### Given request
Search the material for the word "page" and copy each line that holds it.

>>>>

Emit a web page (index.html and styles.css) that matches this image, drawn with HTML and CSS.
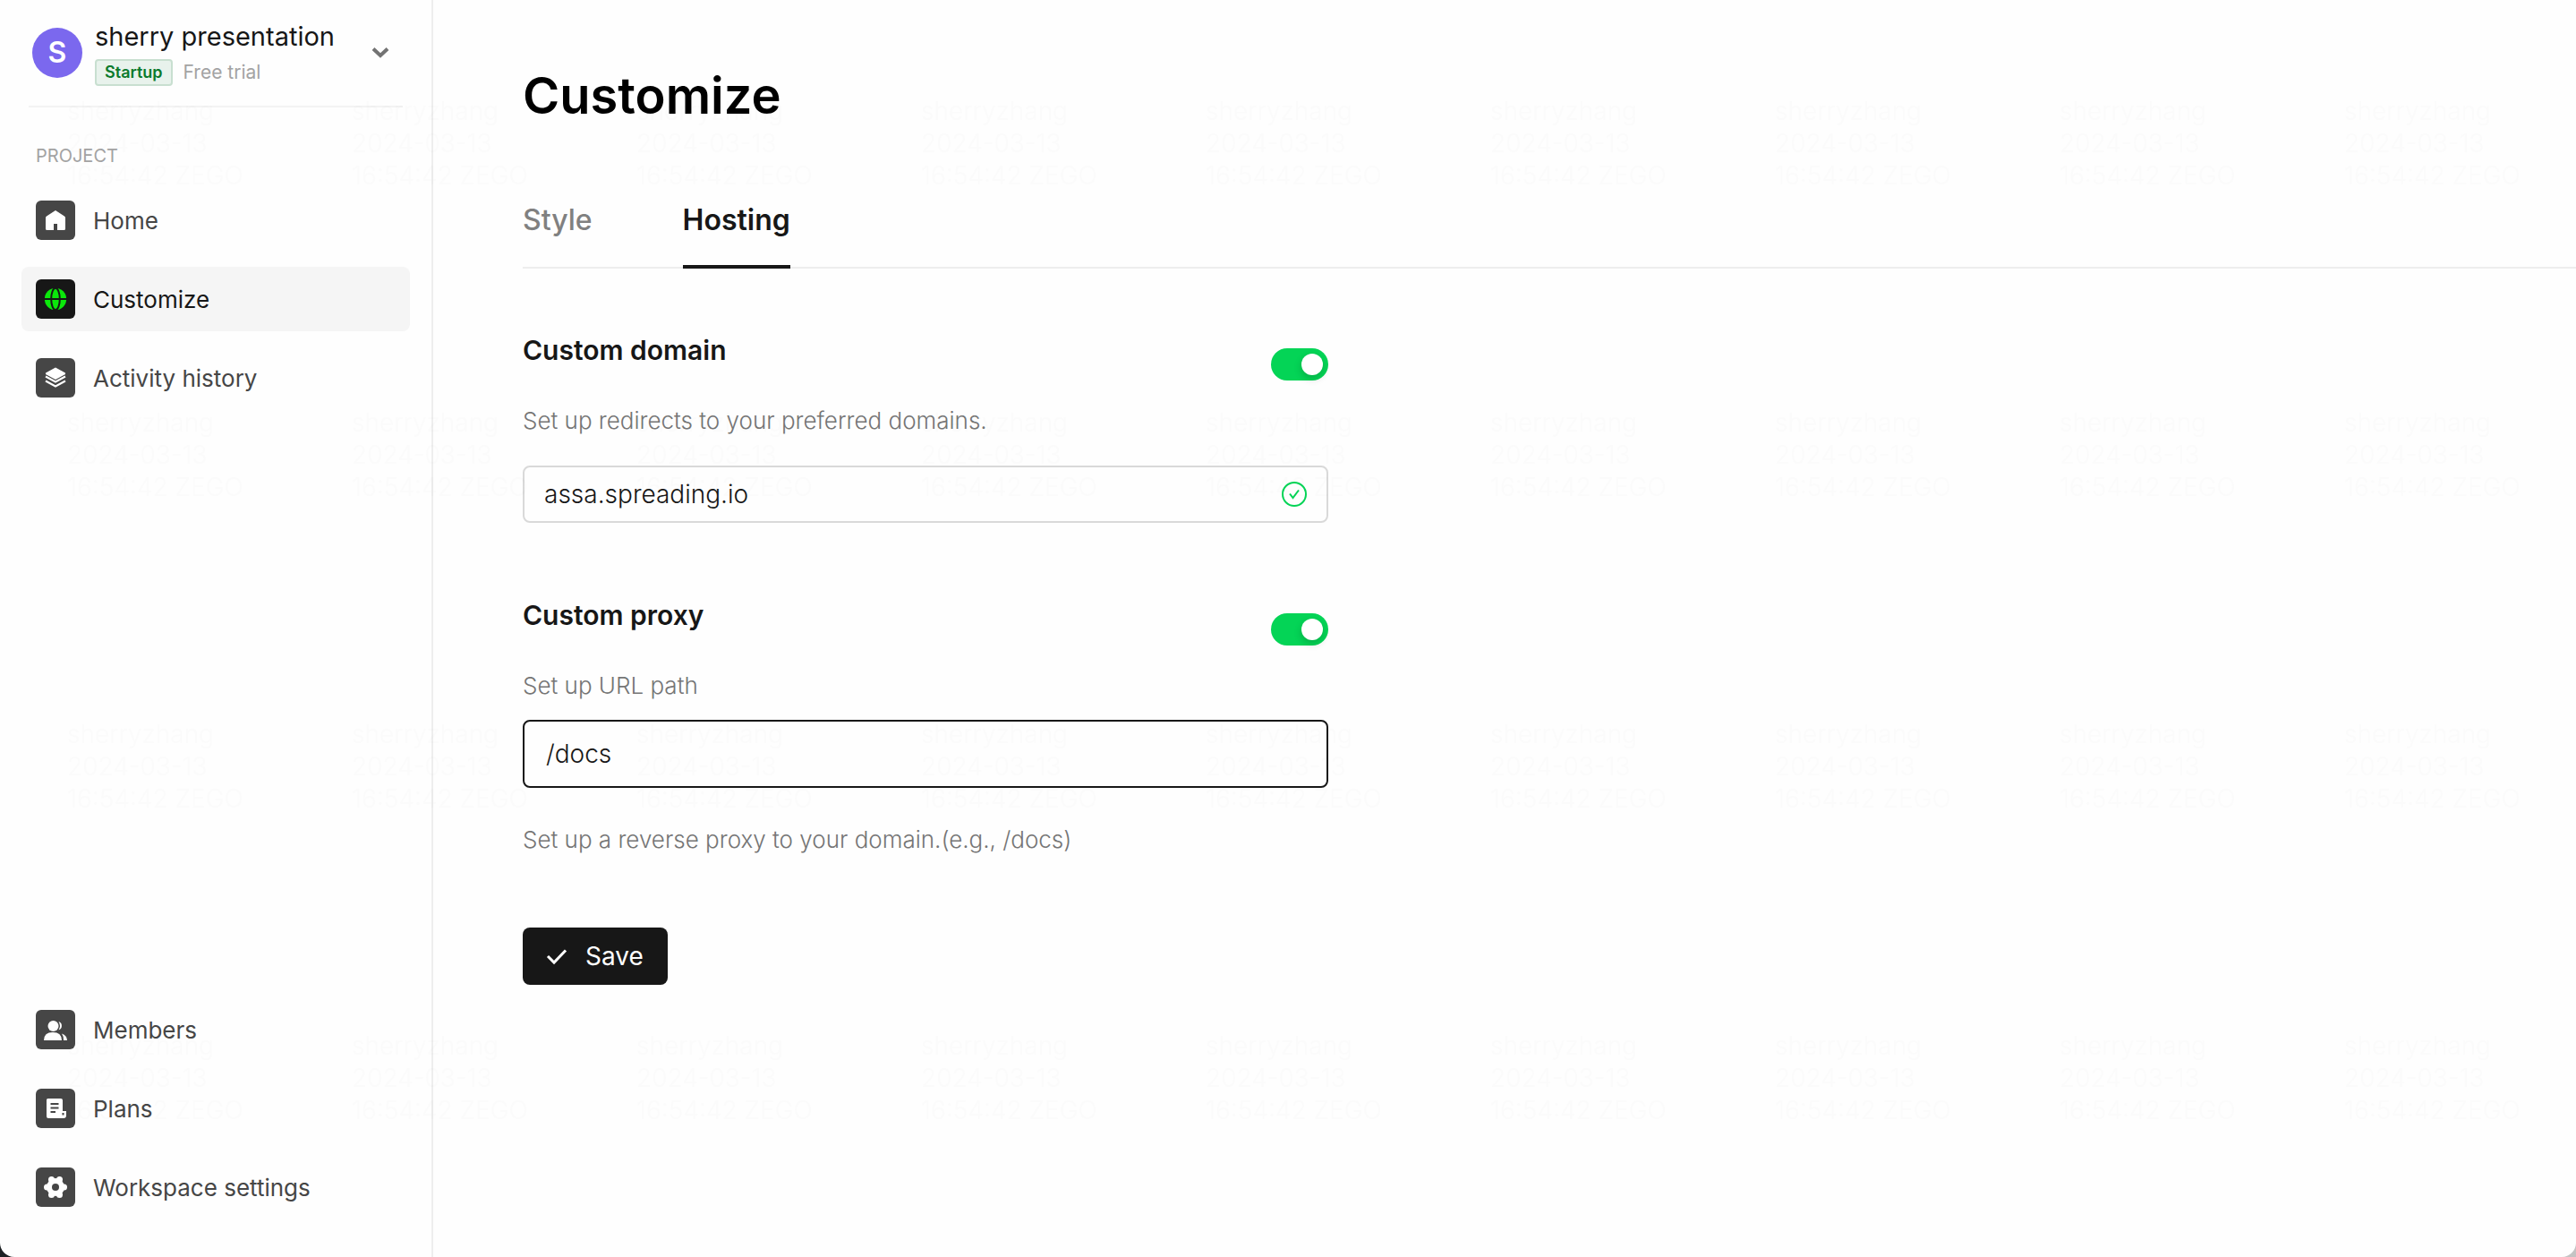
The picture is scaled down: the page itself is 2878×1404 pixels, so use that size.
FILE: index.html
```html
<!DOCTYPE html>
<html lang="en">
<head>
<meta charset="utf-8">
<title>Customize</title>
<link rel="stylesheet" href="styles.css">
</head>
<body>
<div class="app">
  <aside class="sidebar">
    <button class="workspace" type="button">
      <span class="avatar">S</span>
      <span class="workspace-info">
        <span class="workspace-name">sherry presentation</span>
        <span class="workspace-plan"><span class="badge">Startup</span><span class="trial">Free trial</span></span>
      </span>
      <svg class="chevron" viewBox="0 0 20 20" aria-hidden="true"><path d="M2 5.500 10 13 18 5.500"/></svg>
    </button>
    <p class="group-label">PROJECT</p>
    <nav class="nav">
      <a class="nav-item" href="#home">
        <svg class="tile" viewBox="0 0 44 44" aria-hidden="true"><path d="M22 11 32 17.500Q33 18.200 33 19.500V31.500Q33 33 31.500 33H24V26H20V33H12.500Q11 33 11 31.500V19.500Q11 18.200 12 17.500Z"/></svg>
        Home</a>
      <a class="nav-item active" href="#customize">
        <svg class="tile" viewBox="0 0 44 44" aria-hidden="true"><circle cx="22" cy="22" r="12.200"/><g class="cut"><ellipse cx="22" cy="22" rx="4.800" ry="12.200"/><path d="M9 22H35"/></g></svg>
        Customize</a>
      <a class="nav-item" href="#activity">
        <svg class="tile" viewBox="0 0 44 44" aria-hidden="true"><path d="M22 10.500 33 16.500V18L22 24 11 18V16.500Z"/><path class="line" d="M11 20.500 22 26.500 33 20.500M11 25.500 22 31.500 33 25.500"/></svg>
        Activity history</a>
    </nav>
    <nav class="nav nav-bottom">
      <a class="nav-item" href="#members">
        <svg class="tile" viewBox="0 0 44 44" aria-hidden="true"><circle cx="19.500" cy="18" r="6"/><path d="M9 34Q9 25 19 25 29 25 29 34ZM25.500 13A5 5 0 0 1 25.500 22.500 9 9 0 0 0 25.500 13ZM29 26.500Q35 28.500 35 34H31Q31.500 30 29 26.500Z"/></svg>
        Members</a>
      <a class="nav-item" href="#plans">
        <svg class="tile" viewBox="0 0 44 44" aria-hidden="true"><path d="M13.500 11H28Q30 11 30 13V25H34V30Q34 33 31 33H14Q12 33 12 31V12.500Q12 11 13.500 11Z"/><path class="cut" d="M16.500 17H25.500M16.500 21.500H25.500M16.500 26H22"/><path class="cut" d="M30.500 27V29.500"/></svg>
        Plans</a>
      <a class="nav-item" href="#settings">
        <svg class="tile" viewBox="0 0 44 44" aria-hidden="true"><circle cx="22" cy="22" r="10"/><g><circle cx="31.500" cy="22" r="3.500"/><circle cx="26.500" cy="13.500" r="3.500"/><circle cx="17.500" cy="13.500" r="3.500"/><circle cx="12.500" cy="22" r="3.500"/><circle cx="17.500" cy="30.500" r="3.500"/><circle cx="26.500" cy="30.500" r="3.500"/></g><circle class="hole" cx="22" cy="22" r="4"/></svg>
        Workspace settings</a>
    </nav>
  </aside>

  <main class="main">
    <h1 class="title">Customize</h1>
    <nav class="tabs">
      <a class="tab" href="#style">Style</a>
      <a class="tab current" href="#hosting">Hosting</a>
    </nav>
    <form class="form">
      <section class="section">
        <div class="section-head">
          <h2 class="section-title"><label for="domain-on">Custom domain</label></h2>
          <input class="switch" id="domain-on" type="checkbox" checked>
        </div>
        <label class="text" for="domain">Set up redirects to your preferred domains.</label>
        <div class="field domain-field">
          <input class="input" id="domain" type="text" value="assa.spreading.io">
          <svg class="valid" viewBox="0 0 28 28" aria-hidden="true"><circle cx="14" cy="14" r="13"/><path d="M9 13.500 12.500 18 19 9.500"/></svg>
        </div>
      </section>
      <section class="section">
        <div class="section-head">
          <h2 class="section-title"><label for="proxy-on">Custom proxy</label></h2>
          <input class="switch" id="proxy-on" type="checkbox" checked>
        </div>
        <label class="text" for="proxy">Set up URL path</label>
        <div class="field proxy-field">
          <input class="input" id="proxy" type="text" value="/docs">
        </div>
        <p class="text hint">Set up a reverse proxy to your domain.(e.g., /docs)</p>
      </section>
      <button class="save" type="button">
        <svg class="check" viewBox="0 0 24 24" aria-hidden="true"><path d="M2 12 9 19 22 5.500"/></svg>
        Save</button>
    </form>
  </main>

  <svg class="watermark" aria-hidden="true">
    <defs>
      <pattern id="mark" x="75" y="100" width="318" height="348" patternUnits="userSpaceOnUse">
        <text x="0" y="34">sherryzhang</text>
        <text x="0" y="70">2024-03-13</text>
        <text x="0" y="106">16:54:42 ZEGO</text>
      </pattern>
    </defs>
    <rect width="100%" height="100%" fill="url(#mark)"/>
  </svg>
</div>
</body>
</html>
```
FILE: styles.css
```css
* { box-sizing: border-box; }
html { background: linear-gradient(90deg, #1d2124 50%, #c4c4c4 50%); }
body {
  margin: 0;
  font-family: Inter, "Open Sans", sans-serif;
  font-size: 26px;
  color: #171717;
}
h1, h2, p { margin: 0; }
a { color: inherit; text-decoration: none; }
button, input { font: inherit; color: inherit; }

.app {
  position: relative;
  display: flex;
  min-height: 100vh;
  background: #fefefe;
  border-radius: 0 0 16px 16px;
  overflow: hidden;
}

/* Sidebar */
.sidebar {
  display: flex;
  flex-direction: column;
  flex: none;
  width: 484px;
  padding: 0 24px 42px;
  border-right: 2px solid #eee;
}
.workspace {
  display: flex;
  align-items: center;
  height: 120px;
  margin: 0 8px;
  padding: 0 15px 0 4px;
  border: 0;
  border-bottom: 2px solid #f3f3f3;
  background: none;
  text-align: left;
}
.avatar {
  flex: none;
  width: 56px;
  margin-right: 14px;
  border-radius: 50%;
  background: #7b68ee;
  color: #fff;
  font-size: 32px;
  font-weight: 600;
  line-height: 56px;
  text-align: center;
}
.workspace-info { flex: 1; padding-bottom: 2px; }
.workspace-name { display: block; font-size: 29px; line-height: 40px; }
.workspace-plan { display: flex; align-items: center; gap: 12px; margin-top: 5px; }
.badge {
  padding: 0 9px;
  border: 2px solid #c8dfd0;
  border-radius: 4px;
  background: #e8f2ec;
  color: #0b7a2c;
  font-size: 18px;
  font-weight: 600;
  line-height: 26px;
}
.trial { color: #a3a3a3; font-size: 21px; line-height: 30px; }
.chevron { flex: none; width: 20px; fill: none; stroke: #737373; stroke-width: 4; }
.group-label {
  margin: 39px 0 21px 16px;
  color: #a3a3a3;
  font-size: 20px;
  line-height: 30px;
}
.nav { display: flex; flex-direction: column; gap: 16px; }
.nav-bottom { margin-top: auto; }
.nav-item {
  display: flex;
  align-items: center;
  gap: 20px;
  height: 72px;
  padding: 0 16px;
  border-radius: 8px;
  color: #464646;
}
.nav-item.active { background: #f5f5f5; color: #171717; }
.tile { flex: none; width: 44px; border-radius: 6px; background: #464646; fill: #fff; }
.tile .cut { fill: none; stroke: #464646; stroke-width: 2; }
.tile .line { fill: none; stroke: #fff; stroke-width: 2; }
.tile .hole { fill: #464646; }
.active .tile { background: #171717; fill: #0be70b; }
.active .tile .cut { stroke: #171717; }

/* Content */
.main { flex: 1; min-width: 0; padding: 71px 0 0 100px; }
.title { color: #000; font-size: 56px; font-weight: 600; line-height: 72px; }
.tabs {
  display: flex;
  gap: 101px;
  margin-top: 83px;
  border-bottom: 2px solid #eee;
  font-size: 32px;
  font-weight: 500;
  line-height: 40px;
}
.tab { margin-bottom: -2px; padding-bottom: 30px; border-bottom: 4px solid transparent; color: #808080; }
.tab.current { border-color: #171717; color: #171717; font-weight: 600; }

.form { max-width: 900px; padding-top: 73px; }
.section + .section { margin-top: 85px; }
.section-head { display: flex; justify-content: space-between; height: 52px; }
.section-title { font-size: 30px; font-weight: 600; line-height: 36px; }
.switch {
  appearance: none;
  display: flex;
  align-items: center;
  justify-content: flex-end;
  align-self: flex-end;
  width: 64px;
  height: 36px;
  margin: 0;
  padding: 6px;
  border-radius: 18px;
  background: #04d456;
}
.switch::before {
  content: "";
  width: 24px;
  height: 24px;
  border-radius: 50%;
  background: #fff;
  box-shadow: 0 4px 8px rgba(0, 35, 11, 0.2);
}
.switch:not(:checked) { justify-content: flex-start; background: #bfbfbf; }
.text { display: block; margin-top: 25px; color: #757575; font-weight: 300; line-height: 40px; }
.field {
  display: flex;
  align-items: center;
  padding: 0 22px;
  border: 2px solid #d9d9d9;
  border-radius: 8px;
}
.domain-field { height: 64px; margin-top: 30px; }
.proxy-field { height: 76px; margin-top: 18px; padding: 0 24px; border-color: #171717; }
.input {
  flex: 1;
  min-width: 0;
  padding: 0;
  border: 0;
  outline: 0;
  background: none;
  font-size: 28px;
  font-weight: 300;
}
.valid { flex: none; width: 28px; fill: none; stroke: #04d456; stroke-width: 2; }
.hint { margin-top: 38px; }
.save {
  display: flex;
  align-items: center;
  gap: 20px;
  height: 64px;
  margin-top: 78px;
  padding: 0 27px 0 26px;
  border: 0;
  border-radius: 8px;
  background: #171717;
  color: #fff;
  font-size: 28px;
}
.check { width: 24px; fill: none; stroke: #fff; stroke-width: 3; }

/* Viewer stamp laid over the whole window */
.watermark {
  position: absolute;
  inset: 0;
  width: 100%;
  height: 100%;
  fill: rgba(0, 0, 0, 0.01);
  font-size: 28px;
  font-weight: 300;
  pointer-events: none;
}
```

<<<<

### Answer to this problem
Emit a web page (index.html and styles.css) that matches this image, drawn with HTML and CSS.
The picture is scaled down: the page itself is 2878×1404 pixels, so use that size.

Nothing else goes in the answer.